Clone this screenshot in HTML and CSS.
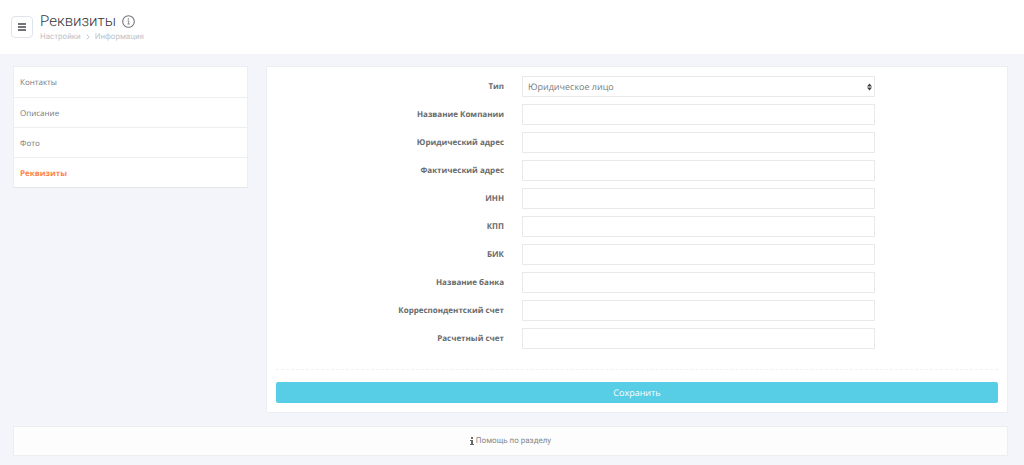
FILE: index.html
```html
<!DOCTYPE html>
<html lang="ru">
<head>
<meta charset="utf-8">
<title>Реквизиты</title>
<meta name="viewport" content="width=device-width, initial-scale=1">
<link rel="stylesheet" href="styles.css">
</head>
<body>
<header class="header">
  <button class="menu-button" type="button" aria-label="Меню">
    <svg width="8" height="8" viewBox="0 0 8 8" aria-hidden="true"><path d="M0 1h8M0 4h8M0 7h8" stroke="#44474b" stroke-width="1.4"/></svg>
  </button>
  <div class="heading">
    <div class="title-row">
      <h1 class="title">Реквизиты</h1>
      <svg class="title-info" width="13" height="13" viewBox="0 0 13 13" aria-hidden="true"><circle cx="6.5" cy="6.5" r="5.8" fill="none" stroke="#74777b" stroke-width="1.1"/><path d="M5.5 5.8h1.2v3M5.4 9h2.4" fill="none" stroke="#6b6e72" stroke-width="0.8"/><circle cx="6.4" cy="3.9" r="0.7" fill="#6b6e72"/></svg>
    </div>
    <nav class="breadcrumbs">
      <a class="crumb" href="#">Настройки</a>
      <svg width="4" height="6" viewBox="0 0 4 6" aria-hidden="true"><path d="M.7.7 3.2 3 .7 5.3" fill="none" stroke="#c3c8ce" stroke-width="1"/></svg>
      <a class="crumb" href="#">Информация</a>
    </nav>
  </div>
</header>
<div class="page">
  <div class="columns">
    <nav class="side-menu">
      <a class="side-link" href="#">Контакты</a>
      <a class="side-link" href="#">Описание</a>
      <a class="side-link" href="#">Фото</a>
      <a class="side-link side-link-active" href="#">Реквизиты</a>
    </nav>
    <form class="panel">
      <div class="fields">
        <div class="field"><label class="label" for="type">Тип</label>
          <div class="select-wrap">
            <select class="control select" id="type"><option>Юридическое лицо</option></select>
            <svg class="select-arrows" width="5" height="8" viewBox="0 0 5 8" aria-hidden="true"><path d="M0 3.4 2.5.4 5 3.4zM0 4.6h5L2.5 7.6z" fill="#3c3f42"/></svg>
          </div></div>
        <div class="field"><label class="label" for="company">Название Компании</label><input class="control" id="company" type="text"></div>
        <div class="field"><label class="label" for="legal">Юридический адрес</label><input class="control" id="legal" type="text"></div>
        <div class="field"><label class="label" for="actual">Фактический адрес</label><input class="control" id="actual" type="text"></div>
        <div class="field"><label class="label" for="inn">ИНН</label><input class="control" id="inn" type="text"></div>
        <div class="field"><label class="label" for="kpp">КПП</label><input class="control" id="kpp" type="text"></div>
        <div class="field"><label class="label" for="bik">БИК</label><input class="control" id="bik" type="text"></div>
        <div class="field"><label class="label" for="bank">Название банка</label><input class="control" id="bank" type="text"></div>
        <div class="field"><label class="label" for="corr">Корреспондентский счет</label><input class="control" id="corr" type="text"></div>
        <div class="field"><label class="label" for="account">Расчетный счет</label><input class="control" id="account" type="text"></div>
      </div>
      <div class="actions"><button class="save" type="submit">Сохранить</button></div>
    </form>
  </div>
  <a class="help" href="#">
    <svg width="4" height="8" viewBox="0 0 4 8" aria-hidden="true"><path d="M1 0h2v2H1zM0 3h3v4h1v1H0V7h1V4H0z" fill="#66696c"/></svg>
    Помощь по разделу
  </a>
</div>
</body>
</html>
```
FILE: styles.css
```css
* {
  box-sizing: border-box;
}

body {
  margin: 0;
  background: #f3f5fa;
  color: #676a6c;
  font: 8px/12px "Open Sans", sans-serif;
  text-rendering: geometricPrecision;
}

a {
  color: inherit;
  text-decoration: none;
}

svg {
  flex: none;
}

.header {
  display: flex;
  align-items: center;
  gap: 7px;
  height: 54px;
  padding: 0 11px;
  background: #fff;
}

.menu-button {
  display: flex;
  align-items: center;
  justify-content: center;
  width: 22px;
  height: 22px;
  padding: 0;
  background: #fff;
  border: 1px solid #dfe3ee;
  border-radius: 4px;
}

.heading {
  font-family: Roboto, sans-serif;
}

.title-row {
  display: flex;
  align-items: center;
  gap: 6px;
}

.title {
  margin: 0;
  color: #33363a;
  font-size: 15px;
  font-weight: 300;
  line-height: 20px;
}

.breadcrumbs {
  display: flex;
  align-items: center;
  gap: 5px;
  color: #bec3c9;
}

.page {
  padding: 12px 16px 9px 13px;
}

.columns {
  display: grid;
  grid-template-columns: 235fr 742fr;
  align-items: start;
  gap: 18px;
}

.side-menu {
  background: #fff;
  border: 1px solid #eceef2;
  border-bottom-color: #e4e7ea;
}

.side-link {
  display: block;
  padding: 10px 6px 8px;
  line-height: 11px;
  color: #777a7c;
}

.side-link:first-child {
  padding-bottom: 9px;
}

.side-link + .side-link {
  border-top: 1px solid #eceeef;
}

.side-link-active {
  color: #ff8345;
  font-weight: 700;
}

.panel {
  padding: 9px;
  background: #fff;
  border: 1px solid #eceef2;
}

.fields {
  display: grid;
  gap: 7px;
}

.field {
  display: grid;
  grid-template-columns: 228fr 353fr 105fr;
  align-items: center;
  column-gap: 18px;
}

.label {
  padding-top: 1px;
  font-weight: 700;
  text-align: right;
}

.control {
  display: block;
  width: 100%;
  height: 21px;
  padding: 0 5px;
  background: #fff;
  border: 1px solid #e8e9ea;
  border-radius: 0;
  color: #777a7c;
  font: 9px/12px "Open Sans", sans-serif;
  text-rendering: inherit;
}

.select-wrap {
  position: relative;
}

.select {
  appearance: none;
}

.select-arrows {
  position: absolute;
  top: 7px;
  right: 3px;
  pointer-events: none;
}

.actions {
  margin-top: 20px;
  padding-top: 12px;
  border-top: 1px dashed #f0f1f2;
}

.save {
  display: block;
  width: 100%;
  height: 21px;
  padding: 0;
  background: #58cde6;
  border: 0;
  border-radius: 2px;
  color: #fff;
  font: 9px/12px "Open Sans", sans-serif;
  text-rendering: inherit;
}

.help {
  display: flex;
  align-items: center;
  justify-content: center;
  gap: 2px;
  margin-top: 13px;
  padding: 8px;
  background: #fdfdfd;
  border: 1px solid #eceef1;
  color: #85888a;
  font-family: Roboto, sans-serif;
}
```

### CHALLENGE
Copy the whole of the material above exactly, but not its images.

### OUTPUT OF THE TASK
Clone this screenshot in HTML and CSS.
FILE: index.html
```html
<!DOCTYPE html>
<html lang="ru">
<head>
<meta charset="utf-8">
<title>Реквизиты</title>
<meta name="viewport" content="width=device-width, initial-scale=1">
<link rel="stylesheet" href="styles.css">
</head>
<body>
<header class="header">
  <button class="menu-button" type="button" aria-label="Меню">
    <svg width="8" height="8" viewBox="0 0 8 8" aria-hidden="true"><path d="M0 1h8M0 4h8M0 7h8" stroke="#44474b" stroke-width="1.4"/></svg>
  </button>
  <div class="heading">
    <div class="title-row">
      <h1 class="title">Реквизиты</h1>
      <svg class="title-info" width="13" height="13" viewBox="0 0 13 13" aria-hidden="true"><circle cx="6.5" cy="6.5" r="5.8" fill="none" stroke="#74777b" stroke-width="1.1"/><path d="M5.5 5.8h1.2v3M5.4 9h2.4" fill="none" stroke="#6b6e72" stroke-width="0.8"/><circle cx="6.4" cy="3.9" r="0.7" fill="#6b6e72"/></svg>
    </div>
    <nav class="breadcrumbs">
      <a class="crumb" href="#">Настройки</a>
      <svg width="4" height="6" viewBox="0 0 4 6" aria-hidden="true"><path d="M.7.7 3.2 3 .7 5.3" fill="none" stroke="#c3c8ce" stroke-width="1"/></svg>
      <a class="crumb" href="#">Информация</a>
    </nav>
  </div>
</header>
<div class="page">
  <div class="columns">
    <nav class="side-menu">
      <a class="side-link" href="#">Контакты</a>
      <a class="side-link" href="#">Описание</a>
      <a class="side-link" href="#">Фото</a>
      <a class="side-link side-link-active" href="#">Реквизиты</a>
    </nav>
    <form class="panel">
      <div class="fields">
        <div class="field"><label class="label" for="type">Тип</label>
          <div class="select-wrap">
            <select class="control select" id="type"><option>Юридическое лицо</option></select>
            <svg class="select-arrows" width="5" height="8" viewBox="0 0 5 8" aria-hidden="true"><path d="M0 3.4 2.5.4 5 3.4zM0 4.6h5L2.5 7.6z" fill="#3c3f42"/></svg>
          </div></div>
        <div class="field"><label class="label" for="company">Название Компании</label><input class="control" id="company" type="text"></div>
        <div class="field"><label class="label" for="legal">Юридический адрес</label><input class="control" id="legal" type="text"></div>
        <div class="field"><label class="label" for="actual">Фактический адрес</label><input class="control" id="actual" type="text"></div>
        <div class="field"><label class="label" for="inn">ИНН</label><input class="control" id="inn" type="text"></div>
        <div class="field"><label class="label" for="kpp">КПП</label><input class="control" id="kpp" type="text"></div>
        <div class="field"><label class="label" for="bik">БИК</label><input class="control" id="bik" type="text"></div>
        <div class="field"><label class="label" for="bank">Название банка</label><input class="control" id="bank" type="text"></div>
        <div class="field"><label class="label" for="corr">Корреспондентский счет</label><input class="control" id="corr" type="text"></div>
        <div class="field"><label class="label" for="account">Расчетный счет</label><input class="control" id="account" type="text"></div>
      </div>
      <div class="actions"><button class="save" type="submit">Сохранить</button></div>
    </form>
  </div>
  <a class="help" href="#">
    <svg width="4" height="8" viewBox="0 0 4 8" aria-hidden="true"><path d="M1 0h2v2H1zM0 3h3v4h1v1H0V7h1V4H0z" fill="#66696c"/></svg>
    Помощь по разделу
  </a>
</div>
</body>
</html>
```
FILE: styles.css
```css
* {
  box-sizing: border-box;
}

body {
  margin: 0;
  background: #f3f5fa;
  color: #676a6c;
  font: 8px/12px "Open Sans", sans-serif;
  text-rendering: geometricPrecision;
}

a {
  color: inherit;
  text-decoration: none;
}

svg {
  flex: none;
}

.header {
  display: flex;
  align-items: center;
  gap: 7px;
  height: 54px;
  padding: 0 11px;
  background: #fff;
}

.menu-button {
  display: flex;
  align-items: center;
  justify-content: center;
  width: 22px;
  height: 22px;
  padding: 0;
  background: #fff;
  border: 1px solid #dfe3ee;
  border-radius: 4px;
}

.heading {
  font-family: Roboto, sans-serif;
}

.title-row {
  display: flex;
  align-items: center;
  gap: 6px;
}

.title {
  margin: 0;
  color: #33363a;
  font-size: 15px;
  font-weight: 300;
  line-height: 20px;
}

.breadcrumbs {
  display: flex;
  align-items: center;
  gap: 5px;
  color: #bec3c9;
}

.page {
  padding: 12px 16px 9px 13px;
}

.columns {
  display: grid;
  grid-template-columns: 235fr 742fr;
  align-items: start;
  gap: 18px;
}

.side-menu {
  background: #fff;
  border: 1px solid #eceef2;
  border-bottom-color: #e4e7ea;
}

.side-link {
  display: block;
  padding: 10px 6px 8px;
  line-height: 11px;
  color: #777a7c;
}

.side-link:first-child {
  padding-bottom: 9px;
}

.side-link + .side-link {
  border-top: 1px solid #eceeef;
}

.side-link-active {
  color: #ff8345;
  font-weight: 700;
}

.panel {
  padding: 9px;
  background: #fff;
  border: 1px solid #eceef2;
}

.fields {
  display: grid;
  gap: 7px;
}

.field {
  display: grid;
  grid-template-columns: 228fr 353fr 105fr;
  align-items: center;
  column-gap: 18px;
}

.label {
  padding-top: 1px;
  font-weight: 700;
  text-align: right;
}

.control {
  display: block;
  width: 100%;
  height: 21px;
  padding: 0 5px;
  background: #fff;
  border: 1px solid #e8e9ea;
  border-radius: 0;
  color: #777a7c;
  font: 9px/12px "Open Sans", sans-serif;
  text-rendering: inherit;
}

.select-wrap {
  position: relative;
}

.select {
  appearance: none;
}

.select-arrows {
  position: absolute;
  top: 7px;
  right: 3px;
  pointer-events: none;
}

.actions {
  margin-top: 20px;
  padding-top: 12px;
  border-top: 1px dashed #f0f1f2;
}

.save {
  display: block;
  width: 100%;
  height: 21px;
  padding: 0;
  background: #58cde6;
  border: 0;
  border-radius: 2px;
  color: #fff;
  font: 9px/12px "Open Sans", sans-serif;
  text-rendering: inherit;
}

.help {
  display: flex;
  align-items: center;
  justify-content: center;
  gap: 2px;
  margin-top: 13px;
  padding: 8px;
  background: #fdfdfd;
  border: 1px solid #eceef1;
  color: #85888a;
  font-family: Roboto, sans-serif;
}
```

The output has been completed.